La idea hizo sonreír a Fran.
—Yo no diría tanto. Aunque vete tú a saber.
Diez mujeres, siete de ellas negras, ocupaban los bancos de madera colocados frente al televisor del dormitorio C. Estaban esperando a que comenzase su serie favorita. Debbie bajó de la segunda grada, situada encima de sus cabezas, y se puso delante del aparato.
—¿Qué hace ésa?
—Va a ensayar su numerito delante de nosotras.
—Aún estoy preparándolo —explicó Debbie—. Se titula: «Cómo me timaron cincuenta mil dólares y acabé en el talego.»
—¿Es divertido?
—Eso es lo que quiero que me digáis.
—¿Cincuenta mil? ¿Dónde robaste tú todo ese dinero?
—Lo gané trabajando.
—¿Haciendo la calle?
—Debería darte vergüenza.

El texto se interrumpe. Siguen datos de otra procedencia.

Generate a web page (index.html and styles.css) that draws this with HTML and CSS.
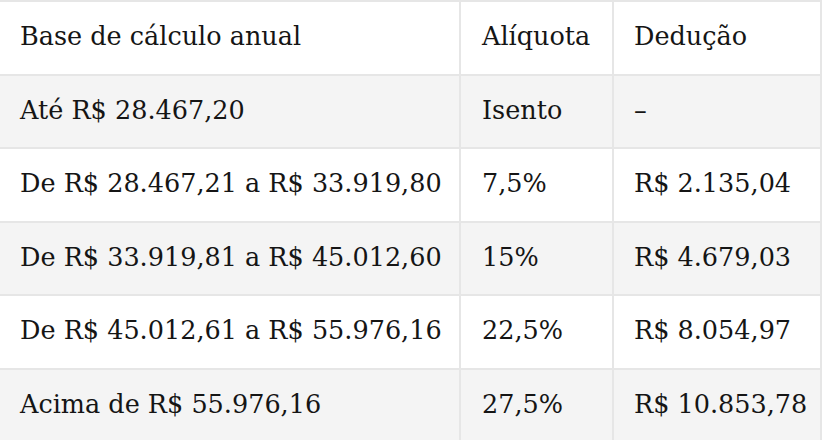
FILE: index.html
```html
<!DOCTYPE html>
<html lang="pt">
<head>
<meta charset="utf-8">
<link rel="stylesheet" href="styles.css">
</head>
<body>
<table class="ir">
  <thead>
    <tr><th>Base de cálculo anual</th><th>Alíquota</th><th>Dedução</th></tr>
  </thead>
  <tbody>
    <tr><td>Até R$ 28.467,20</td><td>Isento</td><td>–</td></tr>
    <tr><td>De R$ 28.467,21 a R$ 33.919,80</td><td>7,5%</td><td>R$ 2.135,04</td></tr>
    <tr><td>De R$ 33.919,81 a R$ 45.012,60</td><td>15%</td><td>R$ 4.679,03</td></tr>
    <tr><td>De R$ 45.012,61 a R$ 55.976,16</td><td>22,5%</td><td>R$ 8.054,97</td></tr>
    <tr><td>Acima de R$ 55.976,16</td><td>27,5%</td><td>R$ 10.853,78</td></tr>
  </tbody>
</table>
</body>
</html>
```
FILE: styles.css
```css
html, body {
  margin: 0;
  padding: 0;
  background: #ffffff;
}
.ir {
  border-collapse: collapse;
  width: 822px;
  table-layout: fixed;
  font-family: "DejaVu Serif", "Liberation Serif", serif;
  font-size: 25.5px;
  color: #151515;
}
.ir th, .ir td {
  border: 2px solid #e6e6e6;
  height: 73.5px;
  padding: 0 0 3px 20px;
  text-align: left;
  font-weight: normal;
  vertical-align: middle;
  white-space: nowrap;
  box-sizing: border-box;
}
.ir th:first-child, .ir td:first-child {
  border-left: none;
  width: 460px;
}
.ir th:nth-child(2), .ir td:nth-child(2) {
  width: 153px;
  padding-left: 21px;
}
.ir thead th {
  background: #ffffff;
}
.ir tbody tr:nth-child(odd) td {
  background: #f4f4f4;
}
.ir tbody tr:nth-child(even) td {
  background: #ffffff;
}
```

Debbie es abogada: se folla a la gente en el juzgado, no en la cama.
—No soy abogada. Hice los primeros cursos de derecho, pero luego lo dejé.
—¿Entonces por qué fuiste a la universidad?
—Pensaba que quería ejercer. —Debbie hizo una pausa, decidió dejar el numerito para otra ocasión y dijo—: ¿Puedo preguntaros una cosa? ¿Cuál es la mejor manera de ganar un montón de dinero sin dar golpe?
—Ganar el primer premio de la lotería.
—Encontrar a un tío rico.
—Anda, ¿y luego quién le aguanta todas sus gilipolleces?
—¿Y un atraco a mano armada? —preguntó Debbie.
—Si una quiere llegar lejos, tiene que robar.
—¿Alguna de vosotras, chicas, ha atracado un banco alguna vez?
Se miraron unas a otras y se pusieron a hablar entre sí:
—Bueno, yo conozco gente que lo ha hecho.
—Rosella la del B ha atracado uno. ¿Sabes a quién me refiero?
—Ah, sí. Rosella…
—Rosella le debía quinientos a un abogado. Entró en el banco con el arma de su chico y le dijo a la cajera: «Dame quinientos dólares, colega.» Se llevó la pasta y pagó al abogado.
—¿Y tú cuál piensas que es la mejor manera? —le preguntó una de las mujeres a Debbie.
—Quiero ser humorista. Pero también quiero darle un palo al hijoputa que me lo dio a mí.
La «madre» del grupo, a la que habían condenado a veinticuatro años por matar a su marido con una sartén de hierro colado, le aconsejó:
—Ahórrate el rollo cómico, encanto, y dedícate a dar palos. No has dicho nada divertido desde que te has puesto ahí delante.
Mientras regresa a casa con Mary Pat y las niñas, Fran vuelve a pensar en su fantasía favorita del momento.
A Debbie la ponen en libertad y él le tiene preparado un piso amueblado en Somerset, donde vivía antes, a escasos seis kilómetros de su casa de Bloomfield Hills. Le ayuda a instalarse, quizá pintan una habitación, cambian los muebles de sitio, y compran algo de comida y alcohol. Toman una copa, se relajan. «Chico, da gusto sentarse de una vez, ¿eh?» Debbie se pone ciega. Lógicamente, está algo salida, pues no se ha acostado con nadie desde hace casi tres años. Entonces le echa una mirada, la misma que lleva esperando verle desde que se conocieron y ella empezó a trabajar para él, la mirada con la que le da a entender que no le importaría liarse con él, pero no muy en serio, sólo para divertirse un rato. Como cuando uno se lanza y luego dice: «Joder, ¿qué ha pasado?»
Años atrás, Fran le había contado a Terry que nunca había ligado con una tía en un bar, ni siquiera de soltero. Su hermano le preguntó: «¿Nunca lo has intentado o nunca lo has conseguido?» Él le respondió que nunca lo había intentado. ¿Por qué no tenía la misma confianza en un bar que en el juzgado? Terry le dijo entonces: «Vas demasiado arreglado. Pierde un poco de peso y deja de cortarte el pelo durante una temporada.»
La respuesta de Terry a cualquier problema se basaba en el principio de la serenidad. Si puedes resolverlo, adelante. Si no, que le den.